Realtime Interactions with Millions of Sports Fans

MigratoryData is a publish/subscribe web messaging solution with over a decade experience in delivering realtime data to large audiences across various industries, including sports. In a previous article, we explained how one of our customers has been using MigratoryData to deliver realtime scores and odds to more than 100 millions sports fans, of which more than one million are simultaneous. As soon as a live score or odd is published to the sports platform on a certain subject, MigratoryData broadcasts it in realtime over WebSockets to the fans subscribed to that subject. So this is a subscribers-dominated use case.

In this post, we’ll look at a different use case for sports involving both realtime data and a large number of sports fans, but where subscribers and publishers are balanced. We’ll look at a use case where sports fans not only receive realtime data from the sports platform, but also send back realtime data to the sports platform. We take a look at the OTT platform Disney+ Hotstar and its interactive game Watch’N Play. During the last edition of the World Cricket Cup, the OTT platform Disney+ Hotstar counted 25.3 million simultaneous viewers, a world record in terms of audience. The OTT platform has been using gamification to engage with the large number of cricket fans in India using the Watch’N Play interactive game where viewers of a live cricket match can answer in realtime to live questions about what happens on the next ball to win points and redeem prizes.

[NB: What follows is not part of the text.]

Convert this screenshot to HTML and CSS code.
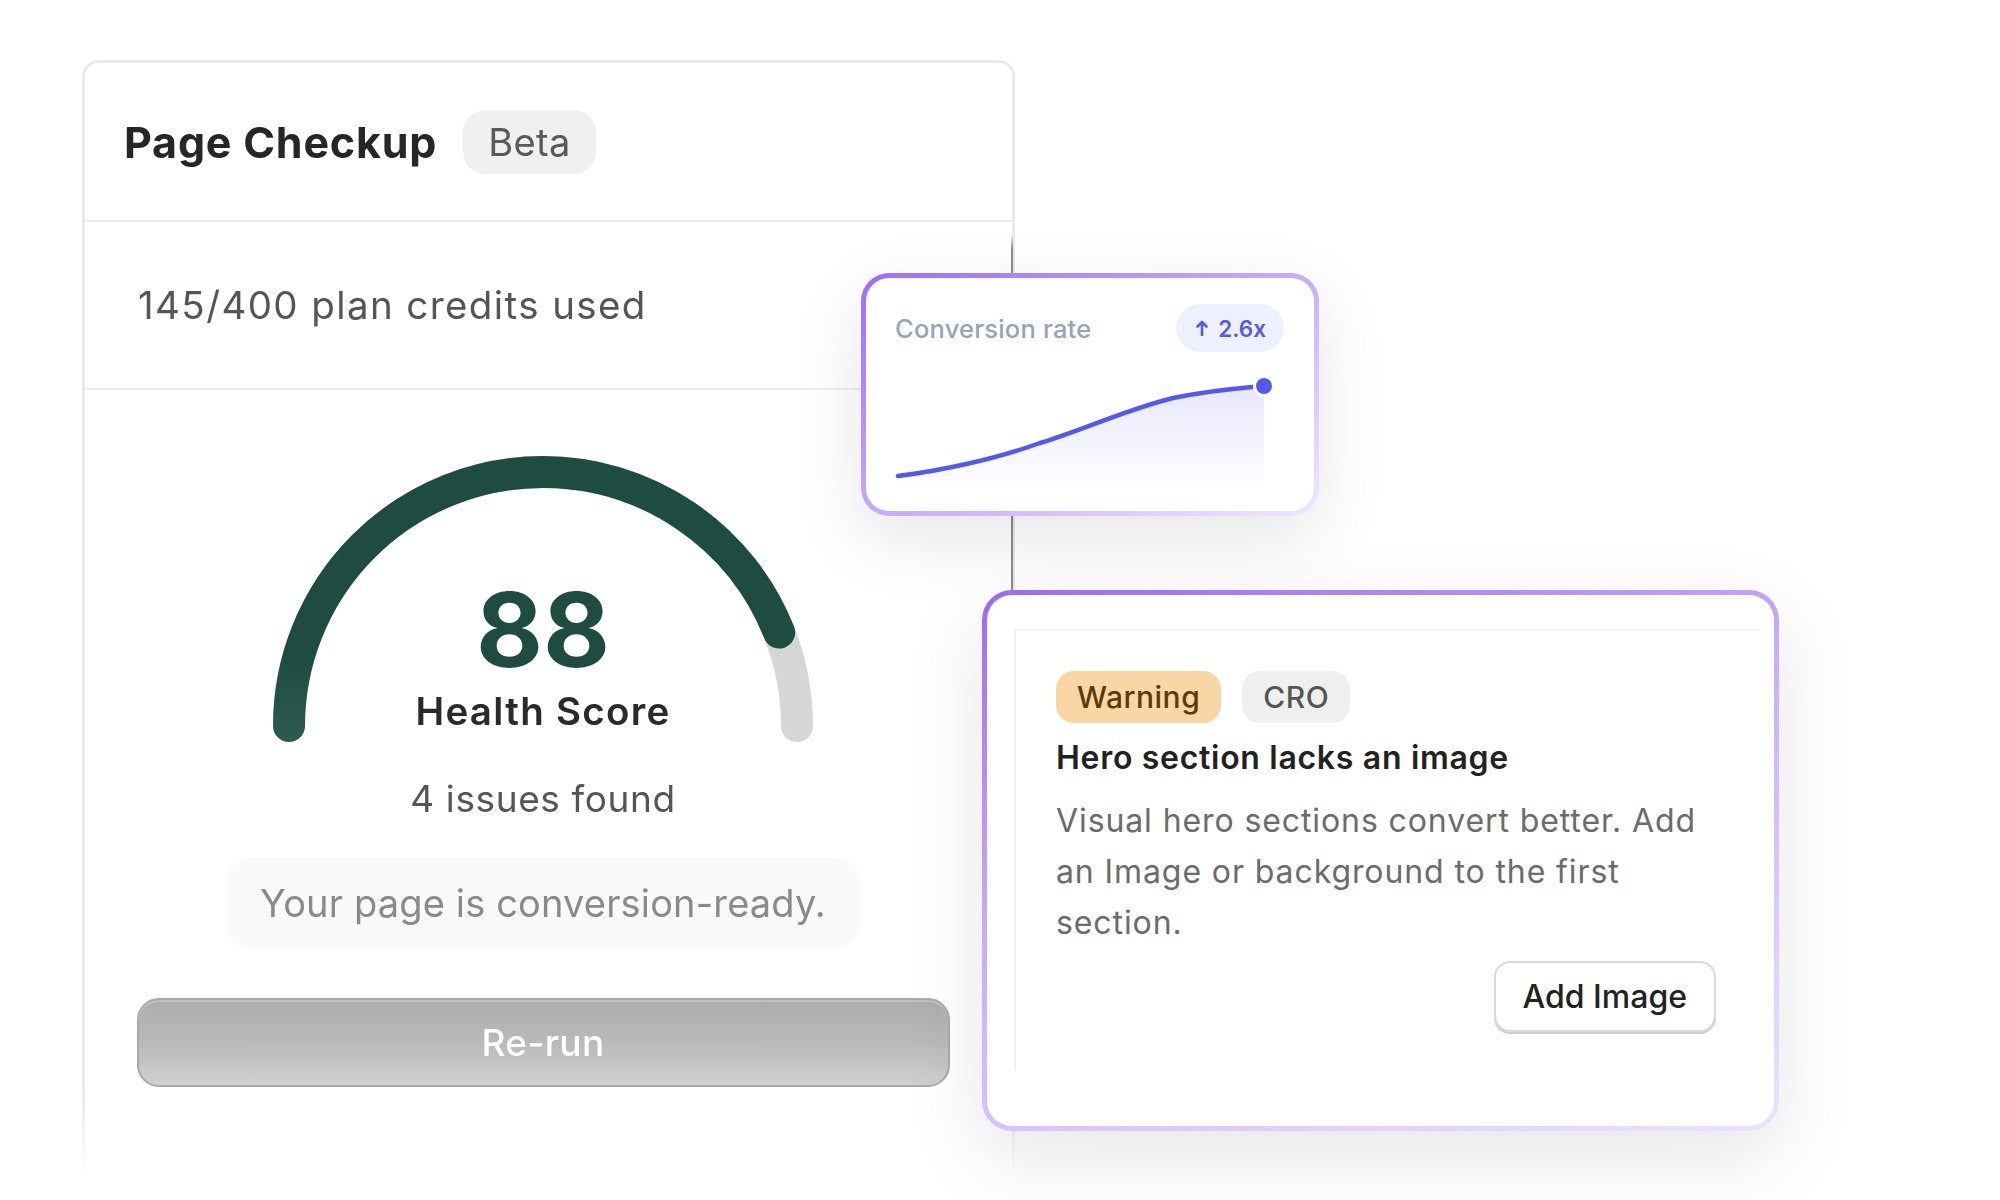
FILE: index.html
```html
<!DOCTYPE html>
<html lang="en">
<head>
    <meta charset="UTF-8">
    <meta name="viewport" content="width=device-width, initial-scale=1.0">
    <title>Page Checkup</title>
    <link rel="stylesheet" href="styles.css">
</head>
<body>

<div class="stage">

    <section class="checkup">
        <header class="checkup-head">
            <h1>Page Checkup</h1>
            <span class="tag">Beta</span>
        </header>
        <div class="credits">145/400 plan credits used</div>
        <div class="checkup-body">
            <div class="gauge">
                <svg class="gauge-arc" width="560" height="290" viewBox="0 0 560 290">
                    <defs>
                        <linearGradient id="arcGreen" gradientUnits="userSpaceOnUse" x1="0" y1="200" x2="0" y2="290">
                            <stop offset="0" stop-color="#1f4c40"/>
                            <stop offset="1" stop-color="#2f5c51"/>
                        </linearGradient>
                    </defs>
                    <!-- track -->
                    <path d="M26,270 A254,254 0 0 1 534,270" fill="none" stroke="#d6d6d6" stroke-width="32" stroke-linecap="round"/>
                    <!-- score, 88 of 100 -->
                    <path d="M26,270 A254,254 0 0 1 534,270" fill="none" stroke="url(#arcGreen)" stroke-width="32" stroke-linecap="round" pathLength="100" stroke-dasharray="88 100"/>
                </svg>
                <div class="score">
                    <div class="score-num">88</div>
                    <div class="score-label">Health Score</div>
                </div>
            </div>
            <p class="issues">4 issues found</p>
            <p class="verdict">Your page is conversion-ready.</p>
            <button class="rerun">Re-run</button>
        </div>
    </section>

    <div class="connector"></div>

    <!-- floating metric card -->
    <div class="rate-card">
        <div class="rate-head">
            <span class="rate-title">Conversion rate</span>
            <span class="rate-badge">
                <svg width="12" height="16" viewBox="0 0 12 16">
                    <path d="M6 15V2M1.5 6.5L6 2l4.5 4.5" fill="none" stroke="#5558f0" stroke-width="2.6" stroke-linecap="round" stroke-linejoin="round"/>
                </svg>
                2.6x
            </span>
        </div>
        <svg class="rate-chart" width="380" height="135" viewBox="0 0 380 135">
            <defs>
                <linearGradient id="areaFill" x1="0" y1="0" x2="0" y2="1">
                    <stop offset="0" stop-color="#5558f0" stop-opacity="0.14"/>
                    <stop offset="1" stop-color="#5558f0" stop-opacity="0"/>
                </linearGradient>
            </defs>
            <path d="M3,116 C43,111 98,100 145,83 C188,70 230,50 278,38 C318,30 348,28 369,26 L369,132 L3,132 Z" fill="url(#areaFill)"/>
            <path d="M3,116 C43,111 98,100 145,83 C188,70 230,50 278,38 C318,30 348,28 369,26" fill="none" stroke="#5558f0" stroke-width="4.5" stroke-linecap="round"/>
            <circle cx="369" cy="26" r="9.5" fill="#5558f0" stroke="#fff" stroke-width="3"/>
        </svg>
    </div>

    <!-- floating issue card -->
    <div class="issue-card">
        <div class="issue-frame">
            <div class="issue-tags">
                <span class="pill pill-warn">Warning</span>
                <span class="pill">CRO</span>
            </div>
            <h2 class="issue-title">Hero section lacks an image</h2>
            <p class="issue-text">Visual hero sections convert better. Add an Image or background to the first section.</p>
            <div class="issue-actions">
                <button class="add-btn">Add Image</button>
            </div>
        </div>
    </div>

</div>

</body>
</html>
```

FILE: styles.css
```css
* {
    box-sizing: border-box;
}
body {
    margin: 0;
    background: #fff;
    font-family: "Inter", "Liberation Sans", sans-serif;
    color: #222;
}
.stage {
    position: relative;
    width: 2000px;
    height: 1200px;
    overflow: hidden;
}

/* main card */
.checkup {
    width: 933px;
    height: 1120px;
    margin: 60px 0 0 82px;
    border: 3px solid #e9e9e9;
    border-bottom: none;
    border-radius: 16px 16px 0 0;
    background: #fff;
    -webkit-mask-image: linear-gradient(to bottom, #000 calc(100% - 90px), transparent);
    mask-image: linear-gradient(to bottom, #000 calc(100% - 90px), transparent);
}
.checkup-head {
    height: 159px;
    display: flex;
    align-items: center;
    gap: 26px;
    padding-left: 39px;
    border-bottom: 2px solid #ececec;
}
.checkup-head h1 {
    margin: 0;
    font-size: 43px;
    font-weight: 700;
    letter-spacing: 0.8px;
    color: #262626;
}
.tag {
    height: 64px;
    padding: 0 25px;
    border-radius: 22px;
    background: #f0f0f0;
    color: #5a5a5a;
    font-size: 38px;
    letter-spacing: 0.4px;
    line-height: 64px;
}
.credits {
    height: 168px;
    display: flex;
    align-items: center;
    padding-left: 53px;
    border-bottom: 2px solid #ececec;
    font-size: 38.5px;
    letter-spacing: 1.4px;
    color: #555;
}
.checkup-body {
    display: flex;
    flex-direction: column;
    align-items: center;
    padding: 66px 61px 0 50px;
}

.gauge {
    display: grid;
    justify-items: center;
}
.gauge > * {
    grid-area: 1 / 1;
}
.gauge-arc {
    display: block;
}
.score {
    padding-top: 122px;
    text-align: center;
}
.score-num {
    font-size: 103px;
    line-height: 1;
    font-weight: 700;
    color: #1f4c40;
}
.score-label {
    margin-top: 7px;
    font-size: 38.5px;
    line-height: 1.2;
    font-weight: 600;
    letter-spacing: 1.3px;
    color: #2a2a2a;
}
.issues {
    margin: 31px 0 0;
    font-size: 37px;
    line-height: 1.2;
    letter-spacing: 0.6px;
    color: #555;
}
.verdict {
    margin: 37px 0 0;
    height: 90px;
    padding: 0 34px;
    border-radius: 24px;
    background: #fafafa;
    font-size: 38px;
    line-height: 90px;
    letter-spacing: 0.15px;
    color: #8a8a8a;
}
.rerun {
    margin-top: 50px;
    width: 813px;
    height: 89px;
    border: 2px solid #a9a9a9;
    border-radius: 22px;
    background: linear-gradient(to bottom, #adadad, #b9b9b9 50%, #d0d0d0);
    box-shadow: inset 0 2px 0 rgba(255,255,255,0.25);
    font-family: inherit;
    font-size: 37px;
    font-weight: 500;
    letter-spacing: 0.3px;
    color: #fff;
}

.connector {
    position: absolute;
    left: 1011px;
    top: 235px;
    width: 2px;
    height: 355px;
    background: linear-gradient(to bottom, rgba(140,140,140,0), #8c8c8c 14px);
}

/* conversion rate card */
.rate-card {
    position: absolute;
    left: 861px;
    top: 273px;
    width: 458px;
    height: 243px;
    padding: 26px 30px 0 29px;
    border: 5px solid transparent;
    border-radius: 28px;
    background:
        linear-gradient(#fff, #fff) padding-box,
        linear-gradient(150deg, #9e6cf7, #c2a6fb 45%, #efe7fe) border-box;
    box-shadow: 0 22px 70px rgba(0,0,0,0.10);
}
.rate-head {
    display: flex;
    justify-content: space-between;
    align-items: center;
}
.rate-title {
    font-size: 25.5px;
    font-weight: 500;
    letter-spacing: 0.2px;
    color: #97a3b7;
}
.rate-badge {
    display: flex;
    align-items: center;
    gap: 10px;
    height: 48px;
    padding: 0 18px 0 20px;
    border-radius: 24px;
    background: #eef0fe;
    color: #5558f0;
    font-size: 22.5px;
    font-weight: 600;
}
.rate-chart {
    display: block;
    margin-top: 8px;
}

/* issue card */
.issue-card {
    position: absolute;
    left: 982px;
    top: 590px;
    width: 797px;
    height: 541px;
    padding: 34px 16px 0 27px;
    border: 5px solid transparent;
    border-radius: 30px;
    background:
        linear-gradient(#fff, #fff) padding-box,
        linear-gradient(160deg, #9b69f7, #c6abfb 40%, #ece3fe) border-box;
    box-shadow: 0 26px 80px rgba(0,0,0,0.10);
}
.issue-frame {
    border-top: 2px solid #f5f5f5;
    border-left: 2px solid #f0f0f0;
    padding: 40px 42px 38px 40px;
}
.issue-tags {
    display: flex;
    gap: 21px;
}
.pill {
    height: 52px;
    padding: 0 21px;
    border-radius: 18px;
    background: #efefef;
    color: #555;
    font-size: 30px;
    font-weight: 500;
    letter-spacing: 0.5px;
    line-height: 52px;
}
.pill-warn {
    background: #f8d7a4;
    color: #5c3b0b;
}
.issue-title {
    margin: 14px 0 0;
    font-size: 32px;
    line-height: 1.3;
    font-weight: 600;
    letter-spacing: 0.7px;
    color: #222;
}
.issue-text {
    margin: 16px 0 0;
    font-size: 32px;
    line-height: 51px;
    letter-spacing: 0.9px;
    color: #6b6b6b;
}
.issue-actions {
    display: flex;
    justify-content: flex-end;
    margin-top: 13px;
}
.add-btn {
    height: 71px;
    padding: 0 27px;
    border: 2px solid #dadada;
    border-radius: 16px;
    background: #fff;
    box-shadow: 0 2px 0 #cfcfcf;
    font-family: inherit;
    font-size: 32px;
    font-weight: 500;
    color: #222;
}
```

Watch’N Play has been built around Kafka. We were curious to see how MigratoryData KE — which is an off-the-shelf Kafka-native solution for realtime web messaging at scale — would address such massive scalability needs. Therefore, we’ve built a live demo inspired by Watch’NPlay and performed a benchmark study for this use case as detailed below.

Live Gamification Demo

We’ve built a live gamification demo asking every 20 seconds a live question with a 10-second deadline. Therefore, a player of the demo has 10 seconds to answer to a live question to win points. The demo also displays a leaderboard with the ten highest scoring players. A number of ten bot players are permanently connected to the demo, answering randomly to the live questions to generate some activity.

The demo consists of the following components besides MigratoryData KE and Apache Kafka:

Component Name Description
UI A realtime web application (MigratoryData subscriber and publisher)
Questions
Generator
Generate live questions (Kafka producer)
Answers
Processor
Process the answer received from a player (Kafka consumer) and publishes back the new points won by that player (Kafka producer)
Leaderboard
Processor
Update the leaderboard with the new points won by a player (Kafka consumer), get a leaderboard request (Kafka consumer), and publish the current leaderboard following a request (Kafka producer)

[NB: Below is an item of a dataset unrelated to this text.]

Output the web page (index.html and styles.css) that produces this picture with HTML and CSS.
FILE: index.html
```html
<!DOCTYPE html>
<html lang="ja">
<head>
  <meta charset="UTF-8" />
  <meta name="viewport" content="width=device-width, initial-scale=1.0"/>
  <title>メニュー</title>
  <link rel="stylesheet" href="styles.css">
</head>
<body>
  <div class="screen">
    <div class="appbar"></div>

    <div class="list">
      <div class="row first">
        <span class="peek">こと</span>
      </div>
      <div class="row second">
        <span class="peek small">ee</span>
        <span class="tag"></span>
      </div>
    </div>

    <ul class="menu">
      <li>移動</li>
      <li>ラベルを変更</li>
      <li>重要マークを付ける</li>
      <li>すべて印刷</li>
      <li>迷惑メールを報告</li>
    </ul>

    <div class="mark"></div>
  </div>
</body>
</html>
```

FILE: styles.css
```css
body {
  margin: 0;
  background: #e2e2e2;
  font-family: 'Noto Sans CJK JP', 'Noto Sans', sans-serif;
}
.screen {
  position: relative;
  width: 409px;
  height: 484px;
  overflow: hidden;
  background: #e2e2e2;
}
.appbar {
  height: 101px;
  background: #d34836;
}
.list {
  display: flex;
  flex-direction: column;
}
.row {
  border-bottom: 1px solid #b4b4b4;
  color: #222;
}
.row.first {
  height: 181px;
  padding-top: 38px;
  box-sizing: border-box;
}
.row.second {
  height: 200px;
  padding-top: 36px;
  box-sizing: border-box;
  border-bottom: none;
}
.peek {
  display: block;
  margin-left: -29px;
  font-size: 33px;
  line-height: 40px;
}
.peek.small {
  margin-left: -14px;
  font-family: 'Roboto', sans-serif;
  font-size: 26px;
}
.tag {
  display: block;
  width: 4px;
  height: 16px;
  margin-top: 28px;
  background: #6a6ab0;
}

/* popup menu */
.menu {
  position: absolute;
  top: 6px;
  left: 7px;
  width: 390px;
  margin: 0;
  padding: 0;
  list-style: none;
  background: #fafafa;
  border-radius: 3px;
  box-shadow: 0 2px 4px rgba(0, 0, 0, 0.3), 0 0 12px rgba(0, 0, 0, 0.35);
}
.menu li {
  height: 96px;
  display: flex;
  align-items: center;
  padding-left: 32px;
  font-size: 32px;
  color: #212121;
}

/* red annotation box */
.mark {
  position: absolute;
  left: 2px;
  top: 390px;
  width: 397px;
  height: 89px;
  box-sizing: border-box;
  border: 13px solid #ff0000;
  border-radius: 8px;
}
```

MigratoryData KE should be configured to consume the Kafka topics question, result, and top that are explained below. Thus, the configuration file kafka/consumer.properties of MigratoryData KE should contain the following configuration:

topics = question,result,top

The UI of the demo consists of two views: a Play View and a Leaderboard View.

Play View

The following MigratoryData subjects and Kafka topics and keys are used to model the realtime interactions of the Play View:

Kafka (Topic, Key) MigratoryData Subject Description
(question, null) /question Used by the Questions Generator to generate live questions
(answer, x) /answer/x Used by the Player with the id x to deliver the answer to a live question
(result, x) /result/x Used by the Answers Processor to let the Player with the id x, as well as the Leaderboard Processor, know how many points the Player won after having answered to a live question
The mapping between MigratoryData subjects and Kafka topics and keys is automatic with no configuration needed.

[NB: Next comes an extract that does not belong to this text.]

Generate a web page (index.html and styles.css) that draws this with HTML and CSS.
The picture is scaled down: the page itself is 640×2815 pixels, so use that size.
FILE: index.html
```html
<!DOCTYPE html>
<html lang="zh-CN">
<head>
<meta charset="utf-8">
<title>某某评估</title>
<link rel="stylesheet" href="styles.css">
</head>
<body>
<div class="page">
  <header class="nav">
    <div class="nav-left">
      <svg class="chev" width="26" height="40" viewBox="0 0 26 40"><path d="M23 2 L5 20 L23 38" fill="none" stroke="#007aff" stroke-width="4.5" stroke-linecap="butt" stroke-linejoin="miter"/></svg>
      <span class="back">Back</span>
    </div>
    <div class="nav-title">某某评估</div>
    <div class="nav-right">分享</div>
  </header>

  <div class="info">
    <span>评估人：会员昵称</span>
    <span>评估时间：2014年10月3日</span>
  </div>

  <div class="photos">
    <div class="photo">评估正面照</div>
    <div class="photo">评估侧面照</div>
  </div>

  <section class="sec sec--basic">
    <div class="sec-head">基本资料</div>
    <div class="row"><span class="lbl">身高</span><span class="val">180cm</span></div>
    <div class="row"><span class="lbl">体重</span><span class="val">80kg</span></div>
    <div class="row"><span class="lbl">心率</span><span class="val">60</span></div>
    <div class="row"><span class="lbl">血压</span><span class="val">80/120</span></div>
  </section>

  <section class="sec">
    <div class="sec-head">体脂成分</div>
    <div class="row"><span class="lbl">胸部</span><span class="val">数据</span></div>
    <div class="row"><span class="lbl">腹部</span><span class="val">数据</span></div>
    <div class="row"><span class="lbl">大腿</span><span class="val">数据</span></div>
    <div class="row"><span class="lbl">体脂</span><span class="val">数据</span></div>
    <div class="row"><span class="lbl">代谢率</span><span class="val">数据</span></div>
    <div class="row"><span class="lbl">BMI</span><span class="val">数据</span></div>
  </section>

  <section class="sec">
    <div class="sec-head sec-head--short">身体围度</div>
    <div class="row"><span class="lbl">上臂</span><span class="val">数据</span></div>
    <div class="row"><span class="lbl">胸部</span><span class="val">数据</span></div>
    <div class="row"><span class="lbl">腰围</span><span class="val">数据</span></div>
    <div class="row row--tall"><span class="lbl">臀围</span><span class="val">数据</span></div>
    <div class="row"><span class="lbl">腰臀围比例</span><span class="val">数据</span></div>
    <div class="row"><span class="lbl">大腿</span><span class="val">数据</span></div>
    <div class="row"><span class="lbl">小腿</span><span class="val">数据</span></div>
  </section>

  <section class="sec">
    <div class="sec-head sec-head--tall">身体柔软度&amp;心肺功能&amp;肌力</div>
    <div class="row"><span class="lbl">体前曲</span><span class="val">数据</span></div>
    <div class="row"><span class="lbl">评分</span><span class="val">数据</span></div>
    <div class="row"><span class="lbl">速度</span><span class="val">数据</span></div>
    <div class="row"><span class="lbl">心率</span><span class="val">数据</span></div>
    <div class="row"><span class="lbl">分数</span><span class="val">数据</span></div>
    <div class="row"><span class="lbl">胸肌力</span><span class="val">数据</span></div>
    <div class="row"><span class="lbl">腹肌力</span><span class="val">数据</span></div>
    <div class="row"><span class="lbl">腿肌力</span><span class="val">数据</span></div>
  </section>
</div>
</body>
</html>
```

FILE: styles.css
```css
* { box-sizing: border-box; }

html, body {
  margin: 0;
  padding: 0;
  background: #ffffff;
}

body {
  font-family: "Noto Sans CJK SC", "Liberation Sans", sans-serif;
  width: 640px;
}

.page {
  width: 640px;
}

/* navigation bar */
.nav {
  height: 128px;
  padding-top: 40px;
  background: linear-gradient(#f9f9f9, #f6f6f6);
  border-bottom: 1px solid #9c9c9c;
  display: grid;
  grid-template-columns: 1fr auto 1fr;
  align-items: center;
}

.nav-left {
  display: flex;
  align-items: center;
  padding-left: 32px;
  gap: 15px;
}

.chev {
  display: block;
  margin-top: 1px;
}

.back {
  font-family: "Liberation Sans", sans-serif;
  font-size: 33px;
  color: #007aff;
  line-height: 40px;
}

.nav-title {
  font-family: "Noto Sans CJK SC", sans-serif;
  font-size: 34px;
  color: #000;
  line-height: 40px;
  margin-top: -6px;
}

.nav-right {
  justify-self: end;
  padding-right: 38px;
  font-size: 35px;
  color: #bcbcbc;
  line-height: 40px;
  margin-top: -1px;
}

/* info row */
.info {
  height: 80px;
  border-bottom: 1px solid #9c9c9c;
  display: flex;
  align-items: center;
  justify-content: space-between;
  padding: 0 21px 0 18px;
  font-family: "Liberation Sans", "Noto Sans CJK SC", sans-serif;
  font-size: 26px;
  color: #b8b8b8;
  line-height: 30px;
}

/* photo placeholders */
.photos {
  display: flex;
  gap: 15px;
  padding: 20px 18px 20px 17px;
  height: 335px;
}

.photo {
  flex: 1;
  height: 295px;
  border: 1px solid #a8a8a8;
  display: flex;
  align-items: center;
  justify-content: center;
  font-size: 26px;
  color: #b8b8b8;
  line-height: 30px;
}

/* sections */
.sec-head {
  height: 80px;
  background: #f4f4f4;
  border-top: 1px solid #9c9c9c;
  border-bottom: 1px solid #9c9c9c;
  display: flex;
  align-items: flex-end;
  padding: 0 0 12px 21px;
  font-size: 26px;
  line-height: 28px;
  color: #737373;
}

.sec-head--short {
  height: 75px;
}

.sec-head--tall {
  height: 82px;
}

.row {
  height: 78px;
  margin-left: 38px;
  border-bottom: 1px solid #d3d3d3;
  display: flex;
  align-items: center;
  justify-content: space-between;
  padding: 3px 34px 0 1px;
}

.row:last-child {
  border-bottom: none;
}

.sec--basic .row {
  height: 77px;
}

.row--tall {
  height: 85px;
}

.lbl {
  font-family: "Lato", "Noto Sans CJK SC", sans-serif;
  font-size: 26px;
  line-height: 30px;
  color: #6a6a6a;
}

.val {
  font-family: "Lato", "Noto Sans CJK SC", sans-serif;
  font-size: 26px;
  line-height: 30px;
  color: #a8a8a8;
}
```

The realtime information flow between the components of the demo using these subjects, topics, and keys as depicted in the following diagram:

A Player x that opens the Play View connects to MigratoryData KE using a persistent WebSocket connection and subscribes to the subjects /question and /result/x. The Questions Generator generates a live question every 20 seconds by publishing a message on the topic question ❶. As MigratoryData KE is configured to consume the topic question, it will get each live question ❷ and will stream it to the Player on the subject /question ❸, to which the Player is subscribed to. The Player has up to 10 seconds to answer to the live question by publishing a message on the subject /answer/x to MigratoryData KE ❹, which in turn sends it to Kafka on the topic answer with the key x ❺. The Answers Processor consumes the message from the topic answer ❻, checks if the answer provided by the Player x is correct, and sends back the points won by the Player by publishing to Kafka a message on the topic result with the key x ❼. This message will be consumed by the Leaderboard Processor to update its list of top Players ❽. The message is also consumed by MigratoryData KE ❽, which is configured to consume the topic result, that in turn sends it to the Player on the subject /result/x ❾, to which the Player is subscribed to.

Leaderboard View

The following MigratoryData subjects and Kafka topics and keys are used to model the realtime interactions of the Leaderboard View:

Kafka (Topic, Key) MigratoryData Subject Description
(gettop, null) /gettop Used by a Player to request the leaderboard
(top, x) /top/x Used by the Leaderboard Processor to let the Player with the id x, which requested the leaderboard, know what is the current list of the top ten players

The realtime information flow between the components of the demo using these subjects, topics, and keys as depicted in the following diagram:

A Player x that opens the Leaderboard View connects to MigratoryData KE using a persistent WebSocket connection, subscribes to the subject /top/x, and publishes a request message containing its id x on the subject /gettop to get the updated list of the top ten Players ❶. MigratoryData KE sends the request message to Kafka on the topic gettop without using a key ❷, which is consumed by the Leaderbord Processor ❸. Once the request received, the Leaderboard Processor sends back a response message with the current leaderboard on the topic top, with the key x ❹. As MigratoryData KE is configured to consume the topic top, it gets the response message ❺, and pushes it to the Player on the subject /top/x ❻, to which the Player is subscribed to.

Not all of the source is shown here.